PROBLEM TO WORK ON:
Give back exactly the lines from the beginning of the listing below to the line holding "const CY = 260.5;", both ends included; the pictures stay out.

LISTING:
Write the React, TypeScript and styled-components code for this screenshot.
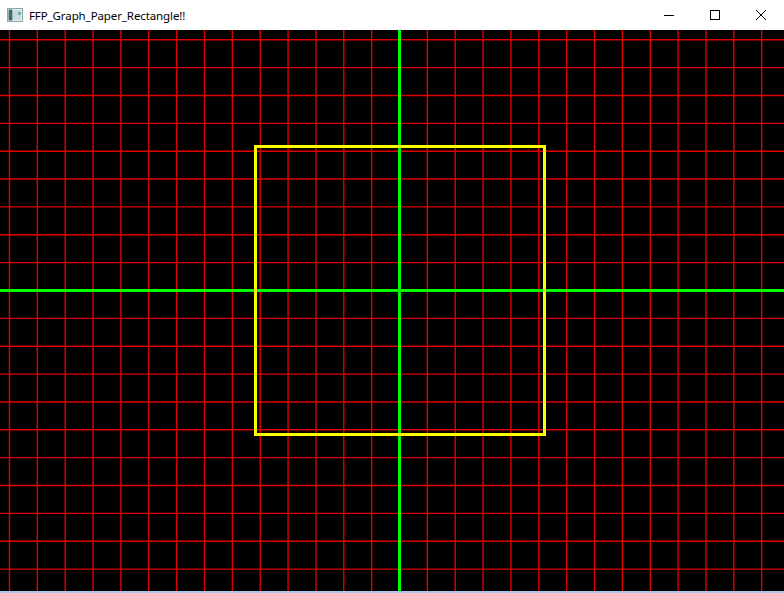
import React from "react";
import styled, { createGlobalStyle } from "styled-components";

const Global = createGlobalStyle`
  html, body { margin: 0; padding: 0; background: #fff; }
  body { width: 784px; height: 593px; overflow: hidden; }
`;

const Window = styled.div`
  width: 784px;
  height: 593px;
  display: flex;
  flex-direction: column;
  background: #000;
`;

const TitleBar = styled.div`
  height: 30px;
  flex: none;
  display: flex;
  align-items: center;
  background: #fff;
  font-family: "Noto Sans", "Open Sans", sans-serif;
  font-size: 11.5px;
  color: #000;
`;

const AppIcon = styled.div`
  width: 16px;
  height: 14px;
  margin: 0 6px 0 7px;
  display: flex;
  align-items: center;
`;

const Title = styled.span`
  flex: 1;
  letter-spacing: -0.1px;
`;

const Controls = styled.div`
  display: flex;
  height: 30px;
`;

const CtrlButton = styled.div`
  width: 46px;
  height: 30px;
  display: flex;
  align-items: center;
  justify-content: center;
`;

const Canvas = styled.div`
  flex: none;
  height: 561px;
  background: #000;
  overflow: hidden;
`;

const BottomEdge = styled.div`
  flex: none;
  height: 2px;
  background: #a9c8e8;
`;

const STEP = 27.86;
const CX = 399.5;
const CY = 260.5;

function GraphPaper() {
  const vx: number[] = [];
  for (let k = -14; k <= 14; k++) {
    const x = CX + k * STEP;
    if (x > 0 && x < 784) vx.push(x);
  }
  const hy: number[] = [];
  for (let k = -10; k <= 11; k++) {
    const y = CY + k * STEP;
    if (y > 0 && y < 561) hy.push(y);
  }
  return (
    <svg width={784} height={561} viewBox="0 0 784 561">
      {vx.map((x) => (
        <line key={"v" + x} x1={x} y1={0} x2={x} y2={561} stroke="#e00000" strokeWidth={1.4} />
      ))}
      {hy.map((y) => (
        <line key={"h" + y} x1={0} y1={y} x2={784} y2={y} stroke="#e00000" strokeWidth={1.4} />
      ))}
      <line x1={CX} y1={0} x2={CX} y2={561} stroke="#00ff00" strokeWidth={3} />
      <line x1={0} y1={CY} x2={784} y2={CY} stroke="#00ff00" strokeWidth={3} />
      <rect x={255.5} y={116.5} width={289} height={288} fill="none" stroke="#ffff00" strokeWidth={3} />
    </svg>
  );
}

export default function App() {
  return (
    <Window>
      <Global />
      <TitleBar>
        <AppIcon>
          <svg width="16" height="14" viewBox="0 0 16 14">
            <rect x="0.5" y="0.5" width="15" height="13" fill="#fff" stroke="#8aa" />
            <rect x="1.5" y="1.5" width="4" height="11" fill="#3d6f6a" />
            <rect x="6" y="1.5" width="8.5" height="11" fill="#c9dcdc" />
            <rect x="11" y="4" width="3" height="3" fill="#7aa" />
          </svg>
        </AppIcon>
        <Title>FFP_Graph_Paper_Rectangle!!</Title>
        <Controls>
          <CtrlButton>
            <svg width="10" height="10" viewBox="0 0 10 10">
              <line x1="0" y1="5.5" x2="10" y2="5.5" stroke="#000" strokeWidth="1" />
            </svg>
          </CtrlButton>
          <CtrlButton>
            <svg width="10" height="10" viewBox="0 0 10 10">
              <rect x="0.5" y="0.5" width="9" height="9" fill="none" stroke="#000" strokeWidth="1" />
            </svg>
          </CtrlButton>
          <CtrlButton>
            <svg width="10" height="10" viewBox="0 0 10 10">
              <path d="M0 0 L10 10 M10 0 L0 10" stroke="#000" strokeWidth="1" />
            </svg>
          </CtrlButton>
        </Controls>
      </TitleBar>
      <Canvas>
        <GraphPaper />
      </Canvas>
      <BottomEdge />
    </Window>
  );
}
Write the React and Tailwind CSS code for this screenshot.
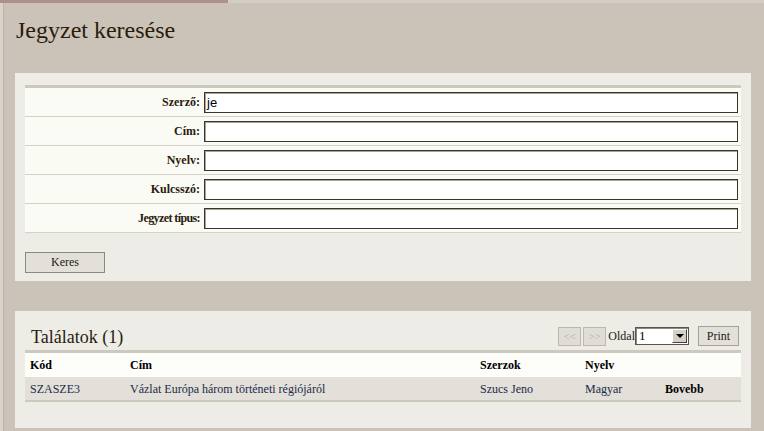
import React from "react";

const labels = ["Szerző:", "Cím:", "Nyelv:", "Kulcsszó:", "Jegyzet típus:"];

export default function App() {
  return (
    <div className="w-[764px] h-[431px] overflow-hidden bg-[#cbc3b7] flex flex-col [font-family:'Liberation_Serif','Times_New_Roman',serif] text-[#2a1c0c]">
      <div className="flex h-[3px] shrink-0">
        <div className="w-[228px] bg-[#b09088]" />
        <div className="flex-1 bg-[#d3cdc4]" />
      </div>
      <div className="flex flex-1 min-h-0">
        <div className="w-[4px] bg-[#d9d3cb] border-r border-[#bdb5a9]" />
        <div className="flex-1 flex flex-col pl-[11px] pr-[13px]">
          <div className="h-[70px] pt-[13px] text-[24px] leading-[28px] pl-[1px]">Jegyzet keresése</div>
          <div className="h-[208px] bg-[#edece7] px-[10px] pt-[12px] flex flex-col">
            <div className="border-t-[3px] border-[#cfc8bd]">
              {labels.map((l, i) => (
                <div key={l} className="grid grid-cols-[179px_1fr] h-[29px] bg-[#fbfbf6] border-b border-[#d4d1c9] items-center">
                  <div className={"text-right pr-[4px] font-bold text-[12px] " + (i === 4 ? "tracking-[-0.6px]" : "")}>{l}</div>
                  <div className="pr-[3px]">
                    <div className="h-[21px] bg-white border border-[#3b342c] shadow-[inset_1px_1px_0_#a8a39b] pl-[2px] text-[13px] leading-[19px] [font-family:'Liberation_Sans',Arial,sans-serif] text-black">
                      {i === 0 ? "je" : ""}
                    </div>
                  </div>
                </div>
              ))}
            </div>
            <div className="mt-[19px] w-[80px] h-[21px] bg-[#e3e0da] border border-[#8e877d] text-center text-[12px] leading-[19px] text-[#1f1a14]">
              Keres
            </div>
          </div>
          <div className="h-[30px]" />
          <div className="h-[117px] bg-[#edece7] px-[10px] pt-[14px] flex flex-col">
            <div className="flex items-center h-[22px] mb-[3px]">
              <div className="pl-[6px] text-[18px] leading-[22px] text-[#2a1c0c] pt-[2px]">Találatok (1)</div>
              <div className="ml-auto flex items-center text-[12px]">
                <div className="w-[23px] h-[19px] bg-[#e0ddd7] border border-[#bdb7ad] text-[#b4aea4] text-[11px] leading-[17px] text-center">&lt;&lt;</div>
                <div className="ml-[2px] w-[23px] h-[19px] bg-[#e0ddd7] border border-[#bdb7ad] text-[#b4aea4] text-[11px] leading-[17px] text-center">&gt;&gt;</div>
                <div className="ml-[2px] text-[12px] text-[#1f1a14]">Oldal</div>
                <div className="w-[54px] h-[18px] bg-white border border-[#5a544c] shadow-[inset_1px_1px_0_#8d877f] flex items-center">
                  <span className="pl-[3px] text-[13px] leading-[16px] flex-1 text-black">1</span>
                  <div className="w-[15px] h-[14px] mr-[1px] bg-[#d4d0c8] border border-t-white border-l-white border-r-[#404040] border-b-[#404040] flex items-center justify-center">
                    <div className="w-0 h-0 border-l-[4px] border-r-[4px] border-t-[4px] border-l-transparent border-r-transparent border-t-black" />
                  </div>
                </div>
                <div className="ml-[9px] mr-[2px] w-[41px] h-[20px] bg-[#e3e0da] border border-[#a7a096] text-center text-[12px] leading-[18px] text-[#1f1a14]">Print</div>
              </div>
            </div>
            <div className="border-t-[3px] border-b-[2px] border-[#cfc8bd] text-[12px]">
              <div className="grid grid-cols-[100px_350px_105px_80px_1fr] pl-[5px] h-[24px] items-center bg-[#fdfdf9] font-bold text-black">
                <div>Kód</div>
                <div>Cím</div>
                <div>Szerzok</div>
                <div>Nyelv</div>
                <div></div>
              </div>
              <div className="grid grid-cols-[100px_350px_105px_80px_1fr] pl-[5px] h-[23px] items-center bg-[#e3e0d9] text-[#1b2a4a]">
                <div>SZASZE3</div>
                <div>Vázlat Európa három történeti régiójáról</div>
                <div>Szucs Jeno</div>
                <div>Magyar</div>
                <div className="font-bold text-black">Bovebb</div>
              </div>
            </div>
          </div>
        </div>
      </div>
    </div>
  );
}
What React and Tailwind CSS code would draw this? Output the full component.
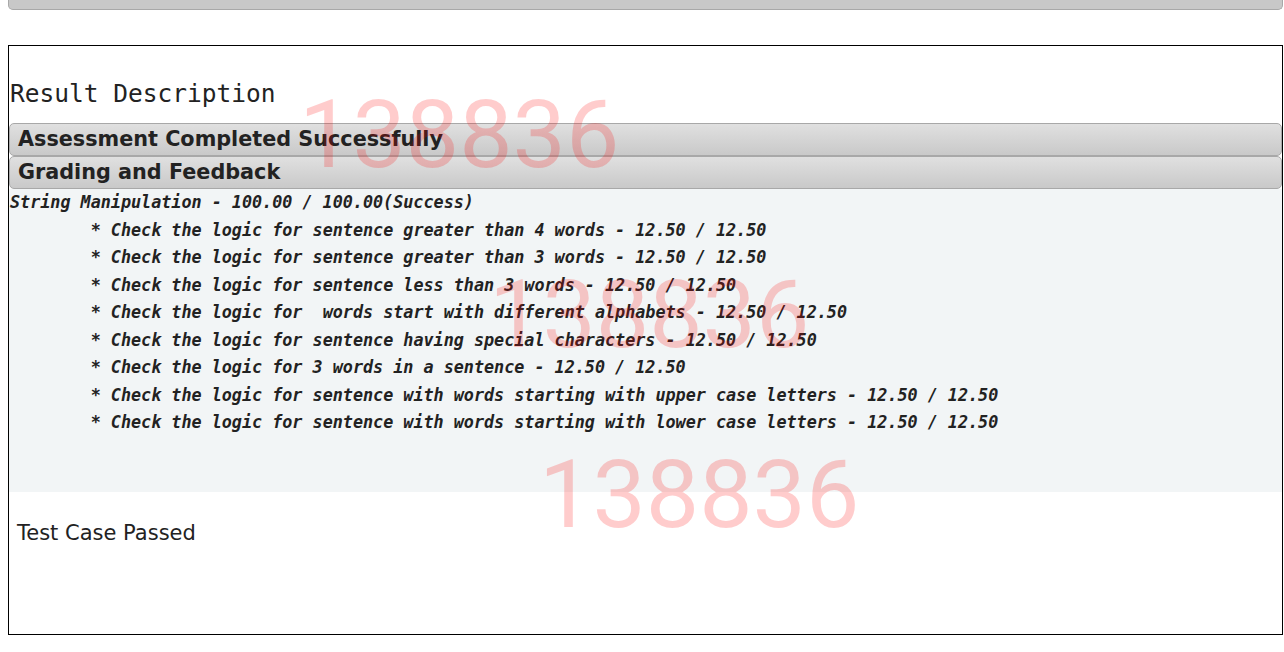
import React from 'react';

const lines = [
  'String Manipulation - 100.00 / 100.00(Success)',
  '\t* Check the logic for sentence greater than 4 words - 12.50 / 12.50',
  '\t* Check the logic for sentence greater than 3 words - 12.50 / 12.50',
  '\t* Check the logic for sentence less than 3 words - 12.50 / 12.50',
  '\t* Check the logic for  words start with different alphabets - 12.50 / 12.50',
  '\t* Check the logic for sentence having special characters - 12.50 / 12.50',
  '\t* Check the logic for 3 words in a sentence - 12.50 / 12.50',
  '\t* Check the logic for sentence with words starting with upper case letters - 12.50 / 12.50',
  '\t* Check the logic for sentence with words starting with lower case letters - 12.50 / 12.50',
];

function Header({ children }) {
  return (
    <div className="h-[33px] rounded-[5px] border border-[#a8a8a8] bg-gradient-to-b from-[#e0e0e0] to-[#c9c9c9] pl-[8px] text-[20.75px] font-bold leading-[31px] text-[#222]">
      {children}
    </div>
  );
}

export default function App() {
  return (
    <div className="relative min-h-[652px] bg-white font-['DejaVu_Sans',sans-serif]">
      <div className="ml-[8px] mr-[1px] h-[10px] rounded-b-[5px] border border-t-0 border-[#a8a8a8] bg-[#c8c8c8]" />

      <div className="ml-[8px] mt-[35px] flex h-[590px] w-[1275px] flex-col border border-black pt-[33px]">
        <h2 className="pl-[1px] font-['DejaVu_Sans_Mono',monospace] text-[24.5px] font-normal leading-[30px] text-[#222]">
          Result Description
        </h2>
        <div className="mt-[14px] flex flex-col">
          <Header>Assessment Completed Successfully</Header>
          <Header>Grading and Feedback</Header>
        </div>
        <pre className="bg-[#f2f5f6] pb-[55px] pl-[1px] font-['DejaVu_Sans_Mono',monospace] text-[16.75px] font-bold italic leading-[27.5px] text-[#222] [tab-size:8]">
          {lines.join('\n')}
        </pre>
        <p className="mt-[27px] pl-[8px] text-[21px] leading-[28px] text-[#222]">Test Case Passed</p>
      </div>

      <div className="pointer-events-none absolute inset-0 font-['Roboto',sans-serif] text-[95px] leading-none text-[rgba(255,0,0,0.2)]">
        <span className="absolute left-[299px] top-[87px]">138836</span>
        <span className="absolute left-[489px] top-[267px]">138836</span>
        <span className="absolute left-[539px] top-[447px]">138836</span>
      </div>
    </div>
  );
}
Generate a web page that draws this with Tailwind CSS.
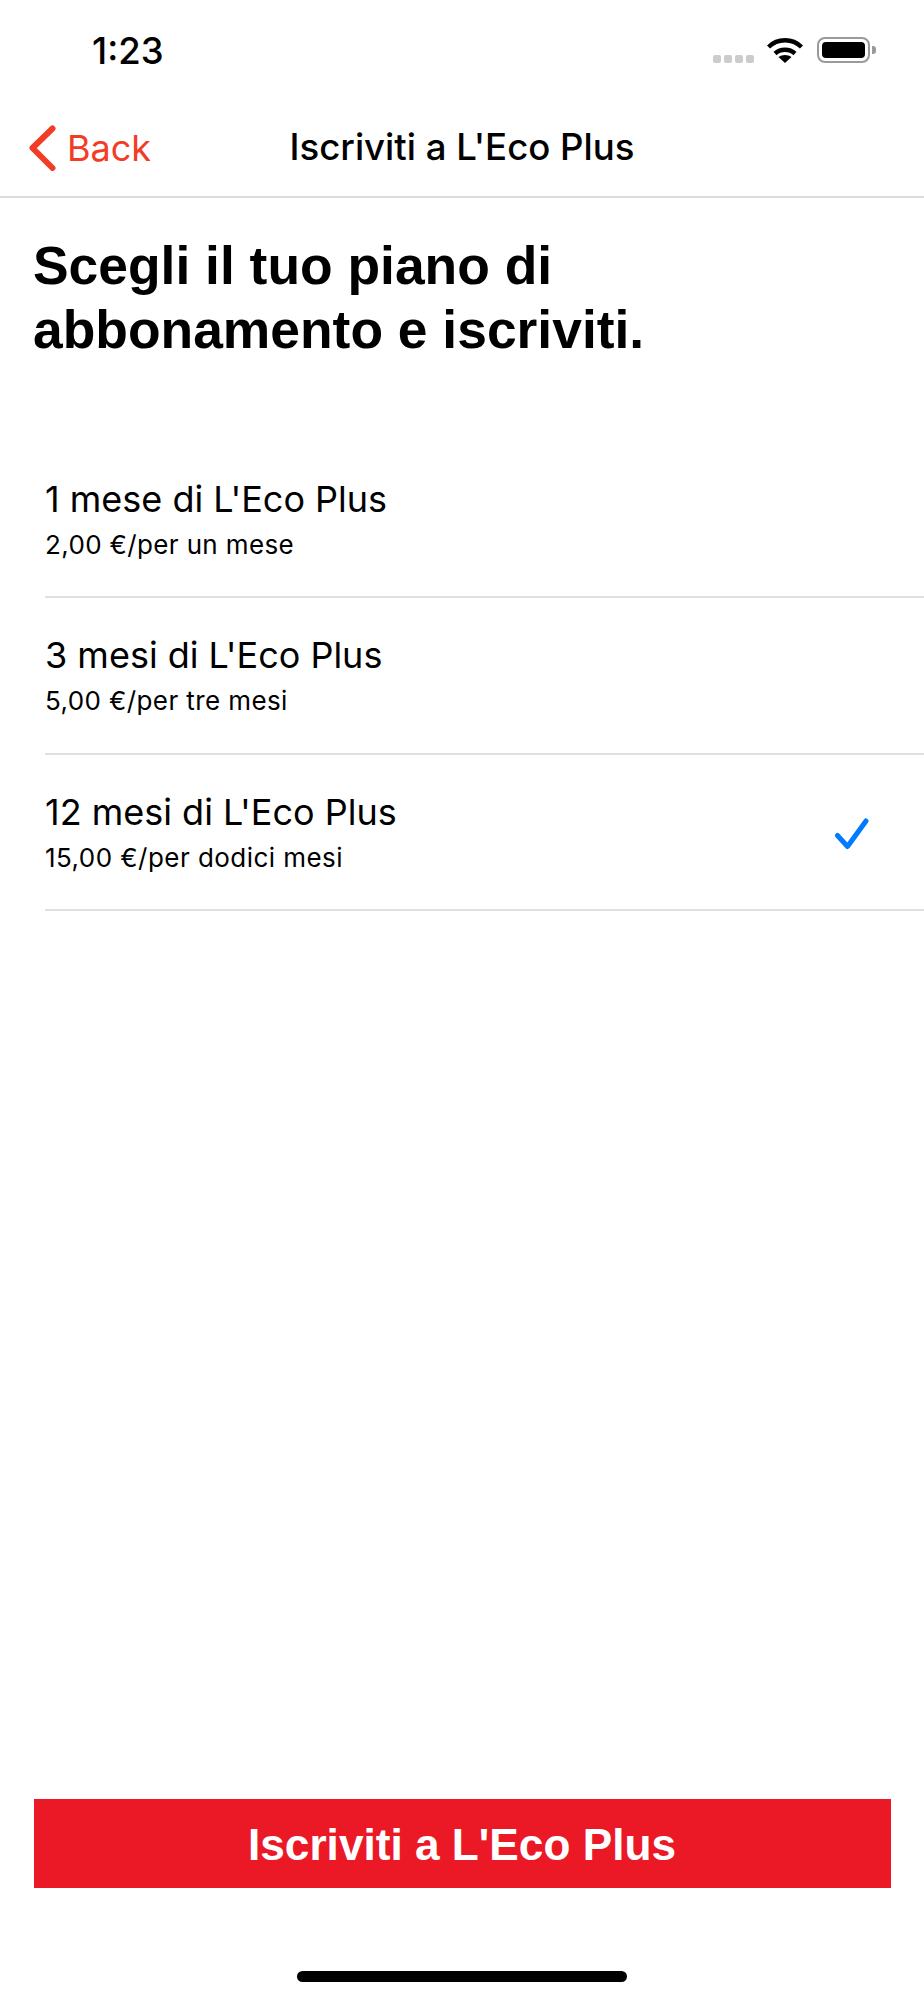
<!DOCTYPE html>
<html lang="it">
<head>
<meta charset="utf-8">
<script src="https://cdn.jsdelivr.net/npm/@tailwindcss/browser@4"></script>
</head>
<body class="bg-white text-black font-['Inter',sans-serif]">
<div class="w-[924px] h-[2000px] flex flex-col overflow-hidden">
  <div class="h-[100px] flex justify-between items-start shrink-0">
    <div class="ml-[92px] mt-[31px] text-[36.5px] leading-[40px] font-medium">1:23</div>
    <div class="flex items-start mt-[37px] mr-[48px]">
      <div class="flex gap-[3px] mt-[18px]">
        <div class="w-[8px] h-[8px] rounded-[2px] bg-[#cccccc]"></div>
        <div class="w-[8px] h-[8px] rounded-[2px] bg-[#cccccc]"></div>
        <div class="w-[8px] h-[8px] rounded-[2px] bg-[#cccccc]"></div>
        <div class="w-[8px] h-[8px] rounded-[2px] bg-[#cccccc]"></div>
      </div>
      <svg class="ml-[13px]" width="36" height="26" viewBox="0 0 36 26" fill="none" stroke="black" stroke-width="4.4">
        <path d="M1.5 10 C10.5 1, 25.5 1, 34.5 10"/>
        <path d="M8 16.5 C13.5 11.5, 22.5 11.5, 28 16.5"/>
        <path d="M18 26 L11.5 20 C15 17.3, 21 17.3, 24.5 20 Z" fill="black" stroke="none"/>
      </svg>
      <div class="ml-[14px] w-[53px] h-[26px] rounded-[8px] border-2 border-[#9a9a9a] p-[3px]">
        <div class="w-full h-full rounded-[4px] bg-black"></div>
      </div>
      <div class="ml-[2px] mt-[9px] w-[4px] h-[8px] rounded-r-[3px] bg-[#9a9a9a]"></div>
    </div>
  </div>

  <div class="relative h-[98px] shrink-0 border-b-2 border-[#dcdcdc] flex items-center justify-center">
    <div class="absolute left-[28px] top-[25px] flex items-center">
      <svg width="28" height="46" viewBox="0 0 28 46" fill="none" stroke="#f23c26" stroke-width="6" stroke-linecap="round" stroke-linejoin="round">
        <path d="M24.5 3.5 L4.5 23 L24.5 43"/>
      </svg>
      <span class="ml-[11px] text-[36px] leading-[44px] text-[#f23c26]">Back</span>
    </div>
    <div class="text-[36.6px] leading-[44px] font-[550] -mt-[3px]">Iscriviti a L'Eco Plus</div>
  </div>

  <h1 class="ml-[33px] mt-[36px] font-['Liberation_Sans',sans-serif] font-bold text-[53.4px] leading-[64px]">Scegli il tuo piano di<br>abbonamento e iscriviti.</h1>

  <div class="ml-[45px] mt-[79.5px]">
    <div class="h-[156.5px] border-b-2 border-[#e0e0e0] pt-[35px]">
      <div class="text-[36px] leading-[44px]">1 mese di L'Eco Plus</div>
      <div class="text-[26px] leading-[30px] mt-[9px] tracking-[0.36px]">2,00 €/per un mese</div>
    </div>
    <div class="h-[156.5px] border-b-2 border-[#e0e0e0] pt-[35px]">
      <div class="text-[36px] leading-[44px]">3 mesi di L'Eco Plus</div>
      <div class="text-[26px] leading-[30px] mt-[9px] tracking-[0.4px]">5,00 €/per tre mesi</div>
    </div>
    <div class="h-[156.5px] border-b-2 border-[#e0e0e0] pt-[35px] flex justify-between">
      <div>
        <div class="text-[36px] leading-[44px]">12 mesi di L'Eco Plus</div>
        <div class="text-[26px] leading-[30px] mt-[9px] tracking-[0.45px]">15,00 €/per dodici mesi</div>
      </div>
      <svg class="mr-[52px] mt-[28px]" width="38" height="36" viewBox="0 0 38 36" fill="none" stroke="#007aff" stroke-width="5" stroke-linecap="round" stroke-linejoin="round">
        <path d="M3.5 17.5 L13.5 28.5 L32 3"/>
      </svg>
    </div>
  </div>

  <div class="mt-auto mx-[33.5px] h-[89px] pt-[3px] bg-[#eb1826] flex items-center justify-center text-white font-['Liberation_Sans',sans-serif] font-bold text-[44.2px] shrink-0">Iscriviti a L'Eco Plus</div>
  <div class="mt-[83px] mb-[18px] mx-auto w-[330px] h-[11px] rounded-full bg-black shrink-0"></div>
</div>
</body>
</html>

REPLY TO THE TASK:
Write the React, TypeScript and styled-components code for this screenshot.
import React from "react";
import styled, { createGlobalStyle } from "styled-components";

const Global = createGlobalStyle`
  html, body { margin: 0; padding: 0; background: #fff; }
  body { width: 784px; height: 593px; overflow: hidden; }
`;

const Window = styled.div`
  width: 784px;
  height: 593px;
  display: flex;
  flex-direction: column;
  background: #000;
`;

const TitleBar = styled.div`
  height: 30px;
  flex: none;
  display: flex;
  align-items: center;
  background: #fff;
  font-family: "Noto Sans", "Open Sans", sans-serif;
  font-size: 11.5px;
  color: #000;
`;

const AppIcon = styled.div`
  width: 16px;
  height: 14px;
  margin: 0 6px 0 7px;
  display: flex;
  align-items: center;
`;

const Title = styled.span`
  flex: 1;
  letter-spacing: -0.1px;
`;

const Controls = styled.div`
  display: flex;
  height: 30px;
`;

const CtrlButton = styled.div`
  width: 46px;
  height: 30px;
  display: flex;
  align-items: center;
  justify-content: center;
`;

const Canvas = styled.div`
  flex: none;
  height: 561px;
  background: #000;
  overflow: hidden;
`;

const BottomEdge = styled.div`
  flex: none;
  height: 2px;
  background: #a9c8e8;
`;

const STEP = 27.86;
const CX = 399.5;
const CY = 260.5;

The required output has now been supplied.